The state-owned energy firm needs to refinance $5 billion in debt, which comes due in 2009.

Also, Brazil's Arantes, which put together a much-maligned $150 million offering in June 2008, filed for Chapter 11 protection in the United States after declaring $100 million in derivative losses.

The deal priced at 99.046 with a coupon of 10¼% to yield 10½%.

Bondholders may sue the underwriters, the syndicate official said.

A deal which collapses that quickly may have "a structuring component to look into," he said. "That could be interesting."

LatAm slides wider

Latin America traded wider and weaker on Wednesday as new data gave way to equity pressure from the United States.

Ecuador made major waves again as its bonds were set at 31.375 cents to the dollar at auction, according to a release from Markit and Creditex.

Buyers of Ecuador protection will receive the full value of bonds held in exchange for 31.375% of their face value.

The 9 3/8% Ecuadorian bonds due 2015 improved by 0.5 point to 37.5 bid, 39 offered.

The exception in trading was Argentina, which was "better bid," a strategist said, but its small gains were set against the backdrop of a market that felt "fairly heavy," he said.

The 8.28% Argentine discount bonds due 2033 fell 0.4 point to 32.25 bid, 33.25 offered.

In Venezuela, president Hugo Chavez insisted that the economy will survive the current commodity environment and low oil prices.

Chavez also tempered his optimistic remarks with a warning that it would be dangerous for the country to allow him to leave office in this time of uncertainty. He, once again, stated a familiar case for a vote allowing him to stay in office past his current term limits.

Voters will go to the polls in February.

The 9¼% Venezuelan bonds due 2027 dropped 0.75 point to 58 bid, 59 offered.

Brazil was battered badly as the new 5 7/8% bonds due 2019 "underperformed significantly," a syndicate official said. The bonds dropped to 96 bid.

Meanwhile, the 11% bonds due 2040 were quoted at 126 bid.
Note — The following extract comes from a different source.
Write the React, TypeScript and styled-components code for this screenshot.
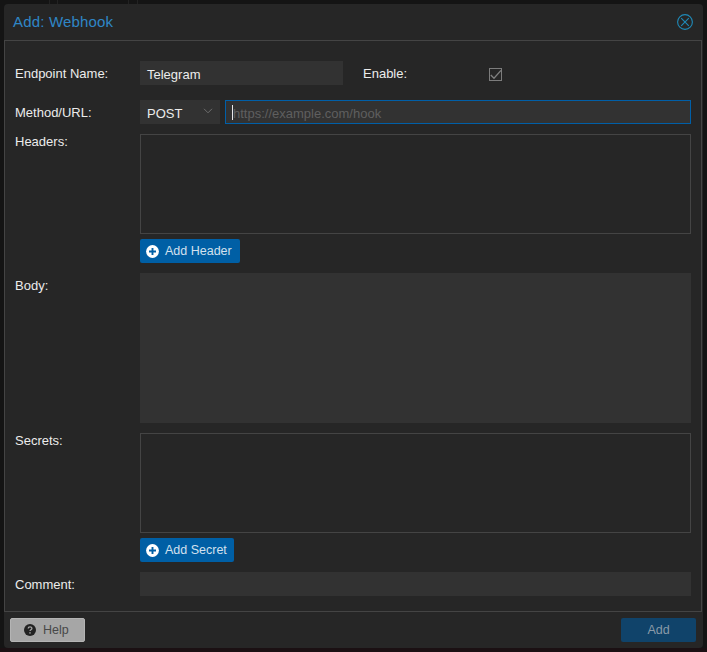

Emerging Europe eyes gas fight

In the emerging European sector, lawyers are gearing up for what is likely to become a legal fight to turn the gas on and send it flowing from Russia through Ukraine back into the European Union.

Representatives of some of the hardest hit countries, Bulgaria, Moldova and Slovakia, were in Moscow for talks, and the E.U. leadership said it will advise lawsuits against OAO Gazprom and NJSC Naftogaz Ukrainy if a solution is not found quickly.

"If the agreement is not honored, it means that Russia and Ukraine can no longer be regarded as reliable," said European Commission president Jose Manuel Barroso, according to the BBC.

Still, despite the pleas and possible legal actions from the West, Moscow and Kiev continued negotiations as respective prime ministers Vladimir Putin and Yulia Timoshenko spoke in a phone conversation Wednesday.

Timoshenko has insisted that a price of $450 per 1,000 cubic meters for 2009 is too great a burden on Ukraine and negotiations and line blockages will continue until Russia relents.

Russia accused Ukraine of diverting fuel intended for other customers to its domestic users.

The ruble fell, oil fell and the Russian sovereign bonds due 2030 fell by 2 points to 87.75 bid.

Meanwhile, Turkey cut its GDP growth estimate to 1% from 4% after concluding talks with representatives of the International Monetary Fund, reports said.

The Turkish government bonds due 2030 were seen at 142.35.

Asia calm, holds steady

Asia traded quietly and flat in the major names even as equities, commodities and sentiment sank elsewhere.

In the Philippines, the benchmark sovereign bonds due 2030 were again steady at 111 bid.

In Indonesia, the bonds due 2018 were also unchanged at 78 bid.

Meanwhile in Thailand, the central bank announced a greater-than-expected rate cut of 75 bps to 2%.

The baht was seen trading at 34.925 to the dollar.